Provided material
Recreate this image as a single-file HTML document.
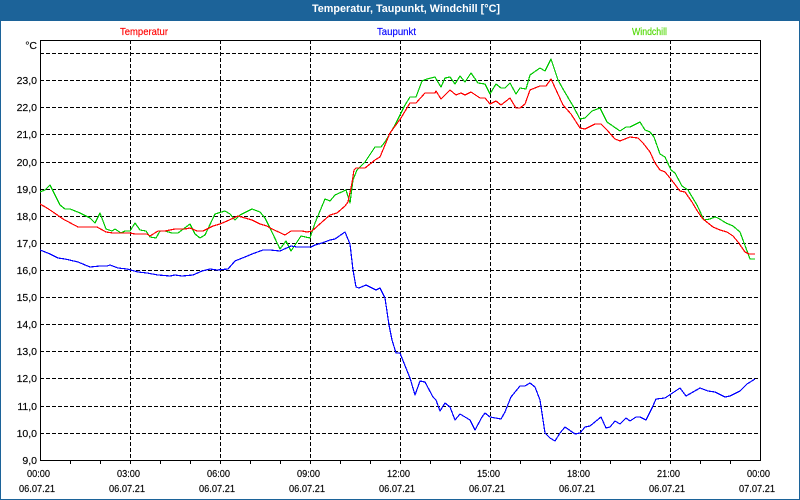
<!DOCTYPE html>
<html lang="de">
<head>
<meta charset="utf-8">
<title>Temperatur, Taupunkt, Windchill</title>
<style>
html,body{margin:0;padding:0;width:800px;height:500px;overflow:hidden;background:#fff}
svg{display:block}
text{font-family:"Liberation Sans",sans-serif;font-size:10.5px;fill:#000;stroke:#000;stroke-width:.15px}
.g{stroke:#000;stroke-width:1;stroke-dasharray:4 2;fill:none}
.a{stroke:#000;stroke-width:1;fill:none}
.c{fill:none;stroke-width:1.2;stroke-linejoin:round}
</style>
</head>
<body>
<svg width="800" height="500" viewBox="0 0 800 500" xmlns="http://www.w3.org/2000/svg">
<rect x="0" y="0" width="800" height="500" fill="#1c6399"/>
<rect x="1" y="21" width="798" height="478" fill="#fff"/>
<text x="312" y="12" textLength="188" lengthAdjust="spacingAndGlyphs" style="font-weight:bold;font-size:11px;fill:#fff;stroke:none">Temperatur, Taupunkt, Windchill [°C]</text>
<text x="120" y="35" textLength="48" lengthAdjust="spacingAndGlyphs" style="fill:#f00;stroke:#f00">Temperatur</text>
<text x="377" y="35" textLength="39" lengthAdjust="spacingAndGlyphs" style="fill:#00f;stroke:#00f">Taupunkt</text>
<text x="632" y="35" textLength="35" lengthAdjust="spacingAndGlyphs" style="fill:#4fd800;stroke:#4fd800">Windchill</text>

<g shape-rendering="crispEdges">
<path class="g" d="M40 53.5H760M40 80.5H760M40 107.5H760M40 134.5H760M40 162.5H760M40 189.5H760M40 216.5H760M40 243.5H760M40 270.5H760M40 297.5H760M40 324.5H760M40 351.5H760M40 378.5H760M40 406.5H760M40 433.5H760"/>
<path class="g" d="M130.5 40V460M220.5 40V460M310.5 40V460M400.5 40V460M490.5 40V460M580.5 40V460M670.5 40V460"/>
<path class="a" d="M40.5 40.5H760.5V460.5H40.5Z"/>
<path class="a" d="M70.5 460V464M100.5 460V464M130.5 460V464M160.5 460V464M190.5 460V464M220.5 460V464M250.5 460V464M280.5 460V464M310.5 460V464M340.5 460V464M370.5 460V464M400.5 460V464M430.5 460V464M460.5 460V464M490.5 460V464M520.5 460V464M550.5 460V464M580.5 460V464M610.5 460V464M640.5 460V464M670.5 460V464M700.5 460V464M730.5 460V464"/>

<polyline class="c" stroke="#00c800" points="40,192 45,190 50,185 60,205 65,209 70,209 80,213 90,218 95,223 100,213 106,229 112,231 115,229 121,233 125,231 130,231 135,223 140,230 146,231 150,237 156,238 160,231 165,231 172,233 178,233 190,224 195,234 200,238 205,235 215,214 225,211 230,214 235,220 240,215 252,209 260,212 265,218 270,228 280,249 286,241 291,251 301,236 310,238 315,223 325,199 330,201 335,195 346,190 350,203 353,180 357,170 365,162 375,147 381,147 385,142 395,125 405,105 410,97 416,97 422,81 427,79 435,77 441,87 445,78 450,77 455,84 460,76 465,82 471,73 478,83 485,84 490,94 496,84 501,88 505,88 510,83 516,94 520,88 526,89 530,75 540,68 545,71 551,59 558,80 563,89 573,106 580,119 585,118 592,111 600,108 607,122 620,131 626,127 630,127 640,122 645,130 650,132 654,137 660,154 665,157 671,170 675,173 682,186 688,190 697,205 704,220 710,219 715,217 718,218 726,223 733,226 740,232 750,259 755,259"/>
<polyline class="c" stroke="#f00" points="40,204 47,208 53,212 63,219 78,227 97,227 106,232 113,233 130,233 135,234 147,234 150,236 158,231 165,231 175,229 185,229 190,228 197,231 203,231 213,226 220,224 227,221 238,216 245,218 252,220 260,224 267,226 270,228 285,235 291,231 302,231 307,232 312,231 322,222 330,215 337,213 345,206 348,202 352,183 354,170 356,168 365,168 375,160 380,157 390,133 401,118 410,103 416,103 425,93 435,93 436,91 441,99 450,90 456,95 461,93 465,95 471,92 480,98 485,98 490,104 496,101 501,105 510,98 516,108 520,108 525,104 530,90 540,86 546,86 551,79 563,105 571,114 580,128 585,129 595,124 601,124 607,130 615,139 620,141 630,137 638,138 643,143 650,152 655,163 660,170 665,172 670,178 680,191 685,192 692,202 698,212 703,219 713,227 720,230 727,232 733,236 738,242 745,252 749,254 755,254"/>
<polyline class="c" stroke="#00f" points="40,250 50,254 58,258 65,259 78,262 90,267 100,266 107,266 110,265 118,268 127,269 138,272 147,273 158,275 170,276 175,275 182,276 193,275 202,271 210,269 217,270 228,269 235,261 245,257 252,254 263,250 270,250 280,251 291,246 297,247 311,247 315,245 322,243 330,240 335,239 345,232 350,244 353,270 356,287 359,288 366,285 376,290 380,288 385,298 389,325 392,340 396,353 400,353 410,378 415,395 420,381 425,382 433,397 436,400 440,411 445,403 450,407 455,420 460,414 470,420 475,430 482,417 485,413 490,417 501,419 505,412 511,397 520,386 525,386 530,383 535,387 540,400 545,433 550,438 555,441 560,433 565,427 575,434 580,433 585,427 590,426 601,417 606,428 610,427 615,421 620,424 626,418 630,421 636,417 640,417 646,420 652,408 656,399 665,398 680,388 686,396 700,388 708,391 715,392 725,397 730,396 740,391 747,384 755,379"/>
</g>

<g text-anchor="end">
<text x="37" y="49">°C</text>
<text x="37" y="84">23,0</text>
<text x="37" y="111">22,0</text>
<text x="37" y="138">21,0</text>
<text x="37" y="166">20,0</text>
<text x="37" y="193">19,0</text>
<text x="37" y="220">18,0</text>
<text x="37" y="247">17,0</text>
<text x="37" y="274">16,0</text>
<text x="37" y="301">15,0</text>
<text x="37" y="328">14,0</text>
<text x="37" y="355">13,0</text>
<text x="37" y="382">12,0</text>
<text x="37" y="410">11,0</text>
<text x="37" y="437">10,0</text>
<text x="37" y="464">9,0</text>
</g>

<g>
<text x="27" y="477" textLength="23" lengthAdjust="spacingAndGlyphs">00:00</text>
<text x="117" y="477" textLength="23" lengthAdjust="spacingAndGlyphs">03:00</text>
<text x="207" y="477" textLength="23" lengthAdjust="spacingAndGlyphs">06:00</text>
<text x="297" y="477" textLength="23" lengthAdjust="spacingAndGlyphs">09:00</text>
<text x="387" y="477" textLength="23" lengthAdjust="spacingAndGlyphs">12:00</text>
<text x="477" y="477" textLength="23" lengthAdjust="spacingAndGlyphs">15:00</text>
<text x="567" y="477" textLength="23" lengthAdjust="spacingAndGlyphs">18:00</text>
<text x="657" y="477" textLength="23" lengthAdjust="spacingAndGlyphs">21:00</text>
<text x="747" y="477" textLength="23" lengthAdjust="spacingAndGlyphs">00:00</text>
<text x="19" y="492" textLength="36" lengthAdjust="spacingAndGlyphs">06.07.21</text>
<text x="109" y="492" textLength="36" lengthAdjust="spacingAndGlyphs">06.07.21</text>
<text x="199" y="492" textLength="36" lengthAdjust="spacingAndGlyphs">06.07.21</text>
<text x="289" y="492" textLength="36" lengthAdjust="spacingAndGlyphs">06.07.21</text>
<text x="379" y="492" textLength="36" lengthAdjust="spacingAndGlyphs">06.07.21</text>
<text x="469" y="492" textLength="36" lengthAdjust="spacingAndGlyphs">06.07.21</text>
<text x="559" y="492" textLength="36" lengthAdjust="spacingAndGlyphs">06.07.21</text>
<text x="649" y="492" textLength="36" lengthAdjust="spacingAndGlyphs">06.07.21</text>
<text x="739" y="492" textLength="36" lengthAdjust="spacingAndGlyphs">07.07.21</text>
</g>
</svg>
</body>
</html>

What needs to be done
Repeat, exactly and in full, each line from the start of the data to the line that contains "460V464M100.5 460V464M130.5 460V464M160.5". Pictures do not go in.

Exercise output
Recreate this image as a single-file HTML document.
<!DOCTYPE html>
<html lang="de">
<head>
<meta charset="utf-8">
<title>Temperatur, Taupunkt, Windchill</title>
<style>
html,body{margin:0;padding:0;width:800px;height:500px;overflow:hidden;background:#fff}
svg{display:block}
text{font-family:"Liberation Sans",sans-serif;font-size:10.5px;fill:#000;stroke:#000;stroke-width:.15px}
.g{stroke:#000;stroke-width:1;stroke-dasharray:4 2;fill:none}
.a{stroke:#000;stroke-width:1;fill:none}
.c{fill:none;stroke-width:1.2;stroke-linejoin:round}
</style>
</head>
<body>
<svg width="800" height="500" viewBox="0 0 800 500" xmlns="http://www.w3.org/2000/svg">
<rect x="0" y="0" width="800" height="500" fill="#1c6399"/>
<rect x="1" y="21" width="798" height="478" fill="#fff"/>
<text x="312" y="12" textLength="188" lengthAdjust="spacingAndGlyphs" style="font-weight:bold;font-size:11px;fill:#fff;stroke:none">Temperatur, Taupunkt, Windchill [°C]</text>
<text x="120" y="35" textLength="48" lengthAdjust="spacingAndGlyphs" style="fill:#f00;stroke:#f00">Temperatur</text>
<text x="377" y="35" textLength="39" lengthAdjust="spacingAndGlyphs" style="fill:#00f;stroke:#00f">Taupunkt</text>
<text x="632" y="35" textLength="35" lengthAdjust="spacingAndGlyphs" style="fill:#4fd800;stroke:#4fd800">Windchill</text>

<g shape-rendering="crispEdges">
<path class="g" d="M40 53.5H760M40 80.5H760M40 107.5H760M40 134.5H760M40 162.5H760M40 189.5H760M40 216.5H760M40 243.5H760M40 270.5H760M40 297.5H760M40 324.5H760M40 351.5H760M40 378.5H760M40 406.5H760M40 433.5H760"/>
<path class="g" d="M130.5 40V460M220.5 40V460M310.5 40V460M400.5 40V460M490.5 40V460M580.5 40V460M670.5 40V460"/>
<path class="a" d="M40.5 40.5H760.5V460.5H40.5Z"/>
<path class="a" d="M70.5 460V464M100.5 460V464M130.5 460V464M160.5 460V464M190.5 460V464M220.5 460V464M250.5 460V464M280.5 460V464M310.5 460V464M340.5 460V464M370.5 460V464M400.5 460V464M430.5 460V464M460.5 460V464M490.5 460V464M520.5 460V464M550.5 460V464M580.5 460V464M610.5 460V464M640.5 460V464M670.5 460V464M700.5 460V464M730.5 460V464"/>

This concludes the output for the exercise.